** DATA **
---

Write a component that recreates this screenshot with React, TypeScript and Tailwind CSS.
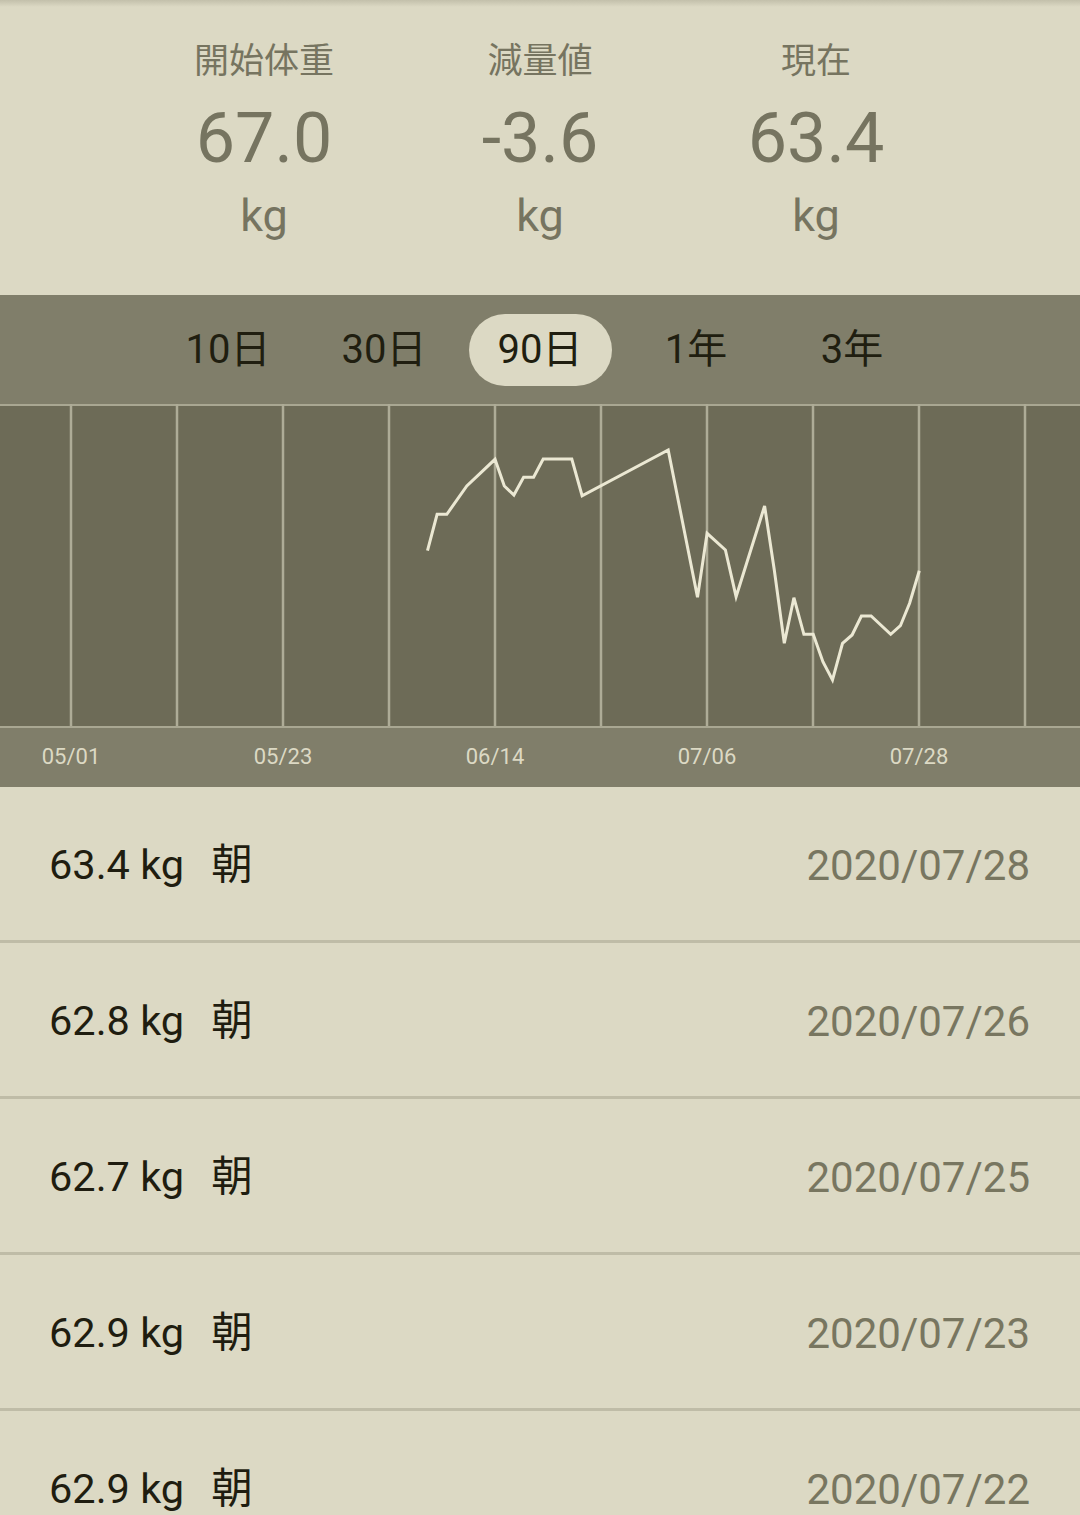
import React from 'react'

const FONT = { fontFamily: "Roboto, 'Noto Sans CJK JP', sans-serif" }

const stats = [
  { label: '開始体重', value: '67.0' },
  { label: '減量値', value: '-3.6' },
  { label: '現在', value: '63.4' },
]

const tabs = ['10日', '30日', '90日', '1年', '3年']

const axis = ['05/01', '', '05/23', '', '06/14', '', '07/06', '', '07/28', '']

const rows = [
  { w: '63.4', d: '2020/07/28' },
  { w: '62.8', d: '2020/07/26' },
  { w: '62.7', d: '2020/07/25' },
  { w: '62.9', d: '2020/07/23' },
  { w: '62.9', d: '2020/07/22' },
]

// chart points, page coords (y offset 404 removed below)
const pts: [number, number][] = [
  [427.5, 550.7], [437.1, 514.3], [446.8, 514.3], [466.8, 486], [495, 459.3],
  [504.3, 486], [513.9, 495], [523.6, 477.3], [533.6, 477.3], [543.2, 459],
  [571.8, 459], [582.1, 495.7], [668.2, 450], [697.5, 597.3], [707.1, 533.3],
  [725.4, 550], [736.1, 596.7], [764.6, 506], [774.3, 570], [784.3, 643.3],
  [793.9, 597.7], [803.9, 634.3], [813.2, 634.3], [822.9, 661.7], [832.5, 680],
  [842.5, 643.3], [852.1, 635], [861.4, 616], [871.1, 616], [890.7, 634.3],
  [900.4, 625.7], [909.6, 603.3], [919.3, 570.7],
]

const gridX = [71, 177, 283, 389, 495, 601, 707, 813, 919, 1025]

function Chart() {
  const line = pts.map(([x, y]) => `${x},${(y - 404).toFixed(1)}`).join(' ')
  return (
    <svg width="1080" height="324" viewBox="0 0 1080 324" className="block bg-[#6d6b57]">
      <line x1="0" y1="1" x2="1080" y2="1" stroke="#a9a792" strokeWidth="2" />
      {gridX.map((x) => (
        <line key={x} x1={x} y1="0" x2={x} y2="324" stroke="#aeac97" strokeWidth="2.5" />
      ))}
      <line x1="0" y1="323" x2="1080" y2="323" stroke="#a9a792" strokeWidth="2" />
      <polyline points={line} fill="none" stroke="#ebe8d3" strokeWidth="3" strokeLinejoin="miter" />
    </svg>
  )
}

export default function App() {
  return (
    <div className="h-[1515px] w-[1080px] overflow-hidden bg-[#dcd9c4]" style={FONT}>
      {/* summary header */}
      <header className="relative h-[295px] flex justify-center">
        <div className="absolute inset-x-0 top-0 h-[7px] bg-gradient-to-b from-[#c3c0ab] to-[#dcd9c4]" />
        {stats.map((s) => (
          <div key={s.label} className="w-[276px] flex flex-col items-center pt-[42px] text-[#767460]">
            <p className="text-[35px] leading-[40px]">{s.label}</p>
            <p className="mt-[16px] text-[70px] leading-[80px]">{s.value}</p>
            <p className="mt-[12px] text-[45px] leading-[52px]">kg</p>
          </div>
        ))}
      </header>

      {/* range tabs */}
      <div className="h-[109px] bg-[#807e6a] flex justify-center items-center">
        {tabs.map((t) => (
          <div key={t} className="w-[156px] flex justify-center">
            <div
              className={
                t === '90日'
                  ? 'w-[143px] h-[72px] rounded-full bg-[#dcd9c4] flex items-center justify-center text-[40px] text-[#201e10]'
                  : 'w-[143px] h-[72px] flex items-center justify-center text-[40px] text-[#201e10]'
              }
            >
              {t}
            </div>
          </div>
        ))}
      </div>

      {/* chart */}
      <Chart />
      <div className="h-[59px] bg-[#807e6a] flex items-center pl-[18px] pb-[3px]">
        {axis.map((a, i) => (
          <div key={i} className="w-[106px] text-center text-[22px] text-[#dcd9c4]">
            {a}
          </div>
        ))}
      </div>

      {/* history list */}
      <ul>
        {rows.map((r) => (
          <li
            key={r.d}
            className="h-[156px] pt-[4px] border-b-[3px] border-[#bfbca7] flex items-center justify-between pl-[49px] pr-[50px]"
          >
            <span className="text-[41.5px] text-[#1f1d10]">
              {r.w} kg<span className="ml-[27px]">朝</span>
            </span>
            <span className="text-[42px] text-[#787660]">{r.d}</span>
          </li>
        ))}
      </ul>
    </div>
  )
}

---

** AIM OF THE EXERCISE **
From start to finish, output the listing exactly, but omit its pictures.

** ANSWER TO THIS EXERCISE **
Write a component that recreates this screenshot with React, TypeScript and Tailwind CSS.
import React from 'react'

const FONT = { fontFamily: "Roboto, 'Noto Sans CJK JP', sans-serif" }

const stats = [
  { label: '開始体重', value: '67.0' },
  { label: '減量値', value: '-3.6' },
  { label: '現在', value: '63.4' },
]

const tabs = ['10日', '30日', '90日', '1年', '3年']

const axis = ['05/01', '', '05/23', '', '06/14', '', '07/06', '', '07/28', '']

const rows = [
  { w: '63.4', d: '2020/07/28' },
  { w: '62.8', d: '2020/07/26' },
  { w: '62.7', d: '2020/07/25' },
  { w: '62.9', d: '2020/07/23' },
  { w: '62.9', d: '2020/07/22' },
]

// chart points, page coords (y offset 404 removed below)
const pts: [number, number][] = [
  [427.5, 550.7], [437.1, 514.3], [446.8, 514.3], [466.8, 486], [495, 459.3],
  [504.3, 486], [513.9, 495], [523.6, 477.3], [533.6, 477.3], [543.2, 459],
  [571.8, 459], [582.1, 495.7], [668.2, 450], [697.5, 597.3], [707.1, 533.3],
  [725.4, 550], [736.1, 596.7], [764.6, 506], [774.3, 570], [784.3, 643.3],
  [793.9, 597.7], [803.9, 634.3], [813.2, 634.3], [822.9, 661.7], [832.5, 680],
  [842.5, 643.3], [852.1, 635], [861.4, 616], [871.1, 616], [890.7, 634.3],
  [900.4, 625.7], [909.6, 603.3], [919.3, 570.7],
]

const gridX = [71, 177, 283, 389, 495, 601, 707, 813, 919, 1025]

function Chart() {
  const line = pts.map(([x, y]) => `${x},${(y - 404).toFixed(1)}`).join(' ')
  return (
    <svg width="1080" height="324" viewBox="0 0 1080 324" className="block bg-[#6d6b57]">
      <line x1="0" y1="1" x2="1080" y2="1" stroke="#a9a792" strokeWidth="2" />
      {gridX.map((x) => (
        <line key={x} x1={x} y1="0" x2={x} y2="324" stroke="#aeac97" strokeWidth="2.5" />
      ))}
      <line x1="0" y1="323" x2="1080" y2="323" stroke="#a9a792" strokeWidth="2" />
      <polyline points={line} fill="none" stroke="#ebe8d3" strokeWidth="3" strokeLinejoin="miter" />
    </svg>
  )
}

export default function App() {
  return (
    <div className="h-[1515px] w-[1080px] overflow-hidden bg-[#dcd9c4]" style={FONT}>
      {/* summary header */}
      <header className="relative h-[295px] flex justify-center">
        <div className="absolute inset-x-0 top-0 h-[7px] bg-gradient-to-b from-[#c3c0ab] to-[#dcd9c4]" />
        {stats.map((s) => (
          <div key={s.label} className="w-[276px] flex flex-col items-center pt-[42px] text-[#767460]">
            <p className="text-[35px] leading-[40px]">{s.label}</p>
            <p className="mt-[16px] text-[70px] leading-[80px]">{s.value}</p>
            <p className="mt-[12px] text-[45px] leading-[52px]">kg</p>
          </div>
        ))}
      </header>

      {/* range tabs */}
      <div className="h-[109px] bg-[#807e6a] flex justify-center items-center">
        {tabs.map((t) => (
          <div key={t} className="w-[156px] flex justify-center">
            <div
              className={
                t === '90日'
                  ? 'w-[143px] h-[72px] rounded-full bg-[#dcd9c4] flex items-center justify-center text-[40px] text-[#201e10]'
                  : 'w-[143px] h-[72px] flex items-center justify-center text-[40px] text-[#201e10]'
              }
            >
              {t}
            </div>
          </div>
        ))}
      </div>

      {/* chart */}
      <Chart />
      <div className="h-[59px] bg-[#807e6a] flex items-center pl-[18px] pb-[3px]">
        {axis.map((a, i) => (
          <div key={i} className="w-[106px] text-center text-[22px] text-[#dcd9c4]">
            {a}
          </div>
        ))}
      </div>

      {/* history list */}
      <ul>
        {rows.map((r) => (
          <li
            key={r.d}
            className="h-[156px] pt-[4px] border-b-[3px] border-[#bfbca7] flex items-center justify-between pl-[49px] pr-[50px]"
          >
            <span className="text-[41.5px] text-[#1f1d10]">
              {r.w} kg<span className="ml-[27px]">朝</span>
            </span>
            <span className="text-[42px] text-[#787660]">{r.d}</span>
          </li>
        ))}
      </ul>
    </div>
  )
}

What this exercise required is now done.